In each case, direction carries meaning. Ignoring direction may destroy the structure of the problem.

For example, in a dependency graph, an arc

$$
u \to v
$$

may mean that \(v\) depends on \(u\). Reversing this arc changes the meaning completely.

## 16.16 Summary

A directed graph is a graph whose edges have direction. It is written as

$$
D = (V,A),
$$

where \(V\) is a set of vertices and \(A\) is a set of ordered pairs of vertices.

The main objects are arcs, tails, heads, in-neighbors, out-neighbors, in-degree, out-degree, directed paths, reachability, and directed cycles. Directed graphs support richer connectivity notions than undirected graphs, especially weak and strong connectivity.

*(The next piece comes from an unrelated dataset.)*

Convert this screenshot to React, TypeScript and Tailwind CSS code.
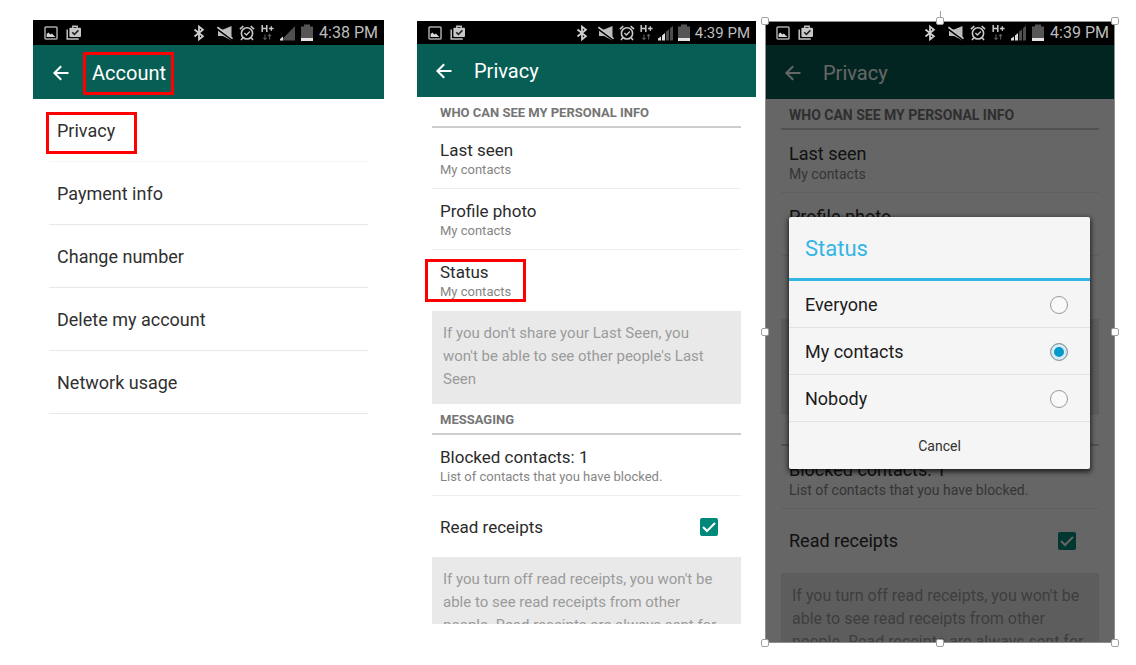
import { clsx } from "clsx";
import type { ReactNode } from "react";

const PictureIcon = () => (
  <svg viewBox="0 0 14 14" className="h-3.5 w-3.5" fill="none">
    <rect x="1" y="1" width="12" height="12" rx="0.8" stroke="#a9a9a9" strokeWidth="1.5" />
    <path d="M2.6 11V8l1.8-1.4 2 2 1.4-1L11.4 11z" fill="#d6d6d6" />
  </svg>
);

const BriefcaseIcon = () => (
  <svg viewBox="0 0 16 16" className="h-4 w-4" fill="none">
    <path d="M1.2 4.5v9.6h11.6" stroke="#c4c4c4" strokeWidth="1.5" />
    <path d="M6.8 3V1.2h4.4V3" stroke="#c4c4c4" strokeWidth="1.4" />
    <rect x="3.4" y="2.8" width="11.6" height="9.2" rx="1" fill="#c8c8c8" />
    <path d="M6.2 7.2l2.2 2.2 4-4" stroke="#222" strokeWidth="1.5" />
  </svg>
);

const BluetoothIcon = () => (
  <svg viewBox="0 0 12 16" className="h-4 w-3" fill="none" stroke="#cfcfcf" strokeWidth="1.8">
    <path d="M1.5 4.5l8.4 6.8L6 14.4V1.6l3.9 3.1-8.4 6.8" />
  </svg>
);

const MuteIcon = () => (
  <svg viewBox="0 0 16 16" className="h-4 w-4">
    <path d="M1 4.6h5L14.5 1v14.4L6 11H1z" fill="#bdbdbd" />
    <path d="M0 3.4L16 15" stroke="#000" strokeWidth="2.6" />
    <path d="M0.4 2.2L15.6 13.6" stroke="#c9c9c9" strokeWidth="1.6" />
  </svg>
);

const AlarmIcon = () => (
  <svg viewBox="0 0 16 16" className="h-4 w-4" fill="none" stroke="#c9c9c9" strokeWidth="1.6">
    <circle cx="8" cy="8.4" r="5.6" />
    <path d="M0.9 4.2l3.4-3M15.1 4.2l-3.4-3M3.8 12.8l-1.8 2.2M12.2 12.8l1.8 2.2" />
    <path d="M5.4 8l2 2 3.4-3.6" strokeWidth="1.4" />
  </svg>
);

const NetworkIcon = () => (
  <svg viewBox="0 0 13 18" className="h-[18px] w-[13px]" fill="none">
    <path d="M1.2 1v7M5.8 1v7M1.2 4.5h4.6" stroke="#c9c9c9" strokeWidth="1.5" />
    <path d="M8 4.5h4.6M10.3 2.2v4.6" stroke="#c9c9c9" strokeWidth="1.4" />
    <path d="M4 10.5v5M2.5 13.8L4 15.5l1.5-1.7M8.6 15.5v-5M7.1 12.2l1.5-1.7 1.5 1.7" stroke="#5c5c5c" strokeWidth="1.1" />
  </svg>
);

const SignalIcon = ({ bars }: { bars: boolean }) => (
  <svg viewBox="0 0 15 16" className="h-4 w-[15px]">
    {bars ? (
      <>
        <path d="M0 15.5v-2l3-2v4zM4 15.5v-5l3-2.6v7.6z" fill="#dcdcdc" />
        <path d="M8 15.5V6.8l3-2.6v11.3zM12 15.5V3.3l3-2.6v14.8z" fill="#4f4f4f" />
      </>
    ) : (
      <>
        <path d="M1 15.5L15 1v14.5z" fill="#4f4f4f" />
        <path d="M0 15.5v-1.6l3-2.4v4z" fill="#dcdcdc" />
      </>
    )}
  </svg>
);

const BatteryIcon = () => (
  <svg viewBox="0 0 12 18" className="h-[18px] w-3">
    <path d="M3 0.5h6v2h3V14H0V2.5h3z" fill="#555" />
    <rect y="14" width="12" height="3" fill="#e4e4e4" />
  </svg>
);

type StatusBarProps = { time: string; bars?: boolean; compact?: boolean; className: string };

const StatusBar = ({ time, bars = true, compact, className }: StatusBarProps) => (
  <div className={clsx("flex items-center justify-between bg-black pl-[11px] pr-1.5", className)}>
    <div className="flex items-center gap-2">
      <PictureIcon />
      <BriefcaseIcon />
    </div>
    <div className={clsx("flex items-center", compact ? "gap-[5px] text-[15px]" : "gap-1.5 text-base")}>
      <BluetoothIcon />
      <span />
      <MuteIcon />
      <AlarmIcon />
      <NetworkIcon />
      <SignalIcon bars={bars} />
      <BatteryIcon />
      <span className="leading-5 text-[#bdbdbd]">{time}</span>
    </div>
  </div>
);

const AppBar = ({ children, className }: { children: ReactNode; className: string }) => (
  <header className={clsx("flex items-center bg-[#075e54] text-white", className)}>
    <button type="button" aria-label="Back">
      <svg viewBox="0 0 16 16" className="h-4 w-4" fill="none" stroke="currentColor" strokeWidth="2">
        <path d="M15.5 8H2M8.2 1.2L1.4 8l6.8 6.8" />
      </svg>
    </button>
    <h1 className="relative text-xl leading-6">{children}</h1>
  </header>
);

const Highlight = ({ className }: { className: string }) => (
  <span className={clsx("pointer-events-none absolute border-3 border-[#ff0000]", className)} />
);

const accountItems = ["Privacy", "Payment info", "Change number", "Delete my account", "Network usage"];

const AccountScreen = () => (
  <section className="mt-5 mr-[33px] min-w-0 flex-[351]">
    <StatusBar time="4:38 PM" bars={false} className="h-[25px]" />
    <AppBar className="h-[54px] gap-[23px] pt-0.5 pl-5">
      Account
      <Highlight className="-top-[9px] -left-[9px] h-[43px] w-[91px]" />
    </AppBar>
    <ul className="px-4">
      {accountItems.map((item) => (
        <li key={item} className="border-b border-[#e8e8e8] first:border-[#f6f6f6]">
          <button type="button" className="flex h-[62px] w-full items-center pt-0.5 pl-2 text-left text-lg leading-[22px] text-[#303030]">
            <span className="relative">
              {item}
              {item === "Privacy" && <Highlight className="-top-2 -left-[11px] h-[42px] w-[91px]" />}
            </span>
          </button>
        </li>
      ))}
    </ul>
  </section>
);

type Size = { large?: boolean };

const SectionTitle = ({ children, large }: Size & { children: ReactNode }) => (
  <h2
    className={clsx(
      "h-[31px] border-b-2 border-[#cdcdcd] pl-2 leading-8 font-bold text-[#757575]",
      large ? "text-sm" : "text-[13px]",
    )}
  >
    {children}
  </h2>
);

const SettingRow = ({ title, detail, large, last, marked }: Size & { title: string; detail: string; last?: boolean; marked?: boolean }) => (
  <button
    type="button"
    className={clsx(
      "relative flex w-full flex-col justify-center border-b pl-2 text-left",
      large ? "h-[63px] pt-1" : "h-[61px] pt-0.5",
      last ? "border-transparent" : "border-[#eeeeee]",
    )}
  >
    <span className={clsx("leading-[22px] text-[#2b2b2b]", large ? "text-lg" : "text-[17px]")}>{title}</span>
    <span className={clsx("leading-[18px] text-[#858585]", large ? "text-sm" : "text-[13px]")}>{detail}</span>
    {marked && <Highlight className="top-[9px] -left-[7px] h-[43px] w-[101px]" />}
  </button>
);

const Note = ({ children, large, className }: Size & { children: ReactNode; className: string }) => (
  <p
    className={clsx(
      "overflow-hidden bg-[#e9e9e9] pt-[11px] pl-[11px] leading-[23px] text-[#9b9b9b]",
      large ? "pr-[11px] text-base" : "pr-5 text-[15px]",
      className,
    )}
  >
    {children}
  </p>
);

const PrivacySettings = ({ large }: Size) => (
  <>
    <AppBar className={large ? "h-[54px] gap-[22px] pt-0.5 pl-5" : "h-[53px] gap-[22px] pl-[19px]"}>Privacy</AppBar>
    <div className={large ? "px-4" : "px-[15px]"}>
      <SectionTitle large={large}>WHO CAN SEE MY PERSONAL INFO</SectionTitle>
      <SettingRow large={large} title="Last seen" detail="My contacts" />
      <SettingRow large={large} title="Profile photo" detail="My contacts" />
      <SettingRow large={large} title="Status" detail="My contacts" last marked={!large} />
      <Note large={large} className={large ? "h-24" : "h-[93px]"}>
        If you don't share your Last Seen, you won't be able to see other people's Last Seen
      </Note>
      <SectionTitle large={large}>MESSAGING</SectionTitle>
      <SettingRow large={large} title="Blocked contacts: 1" detail="List of contacts that you have blocked." />
      <label
        className={clsx(
          "flex items-center justify-between pr-[23px] pl-2 leading-[22px] text-[#2b2b2b]",
          large ? "h-16 text-lg" : "h-[61px] text-[17px]",
        )}
      >
        Read receipts
        <span className="relative h-[18px] w-[18px]">
          <input type="checkbox" defaultChecked className="block h-[18px] w-[18px] appearance-none rounded-xs bg-[#d0d0d0] checked:bg-[#00897b]" />
          <svg viewBox="0 0 18 18" className="pointer-events-none absolute inset-0" fill="none" stroke="#fff" strokeWidth="2">
            <path d="M3 9l4 4 8-8" />
          </svg>
        </span>
      </label>
      <Note large={large} className={large ? "h-[70px]" : "h-[67px]"}>
        If you turn off read receipts, you won't be able to see read receipts from other people. Read receipts are always sent for
      </Note>
    </div>
  </>
);

const StatusDialog = () => (
  <div
    role="dialog"
    aria-label="Status"
    className="absolute top-[196px] right-[25px] left-6 rounded-xs bg-[#f5f5f5] shadow-[0_2px_5px_1px_rgba(0,0,0,0.7)]"
  >
    <h2 className="h-16 border-b-3 border-[#33b5e5] pl-4 text-[22px] leading-[64px] text-[#33b5e5]">Status</h2>
    {["Everyone", "My contacts", "Nobody"].map((option) => (
      <label
        key={option}
        className="flex h-[47px] items-center justify-between border-b border-[#e2e2e2] pt-0.5 pr-[22px] pl-4 text-lg leading-[22px] text-[#1c1c1c]"
      >
        {option}
        <input
          type="radio"
          name="status"
          defaultChecked={option === "My contacts"}
          className="h-[18px] w-[18px] appearance-none rounded-full border border-[#9a9a9a] bg-[#f9f9f9] checked:bg-[#0099cc] checked:shadow-[inset_0_0_0_3px_#dcebf1]"
        />
      </label>
    ))}
    <button type="button" className="h-[47px] w-full text-sm text-[#303030]">
      Cancel
    </button>
  </div>
);

const handles = [
  "-top-[5px] -left-[5px]",
  "-top-[5px] left-1/2 -translate-x-1/2",
  "-top-[5px] -right-[5px]",
  "top-1/2 -left-[5px] -translate-y-1/2",
  "top-1/2 -right-[5px] -translate-y-1/2",
  "-bottom-[5px] -left-[5px]",
  "-bottom-[5px] left-1/2 -translate-x-1/2",
  "-bottom-[5px] -right-[5px]",
];

const SelectionFrame = () => (
  <div className="pointer-events-none absolute inset-0 border border-[#8f8f8f]">
    <span className="absolute -top-[11px] left-1/2 h-2 w-px bg-[#a0a0a0]" />
    {handles.map((place) => (
      <span key={place} className={clsx("absolute h-2 w-2 rounded-xs border border-[#a0a0a0] bg-white", place)} />
    ))}
  </div>
);

export default function App() {
  return (
    <main className="flex items-start bg-white pr-[21px] pb-[22px] pl-[33px] font-[Roboto,sans-serif]">
      <AccountScreen />
      <section className="mt-[21px] mr-[9px] min-w-0 flex-[339]">
        <StatusBar time="4:39 PM" compact className="h-[23px]" />
        <PrivacySettings />
      </section>
      <section className="relative mt-[21px] min-w-0 flex-[350]">
        <StatusBar time="4:39 PM" className="h-6" />
        <div className="relative">
          <PrivacySettings large />
          <div className="absolute inset-0 bg-black/60" />
        </div>
        <StatusDialog />
        <SelectionFrame />
      </section>
    </main>
  );
}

Directed graphs are the natural language of asymmetric structure. They describe links, dependencies, flows, transitions, precedence, control, and reachability. Subsequent chapters develop these ideas through directed paths, strong components, acyclic graphs, topological ordering, weighted digraphs, and directed graph algorithms.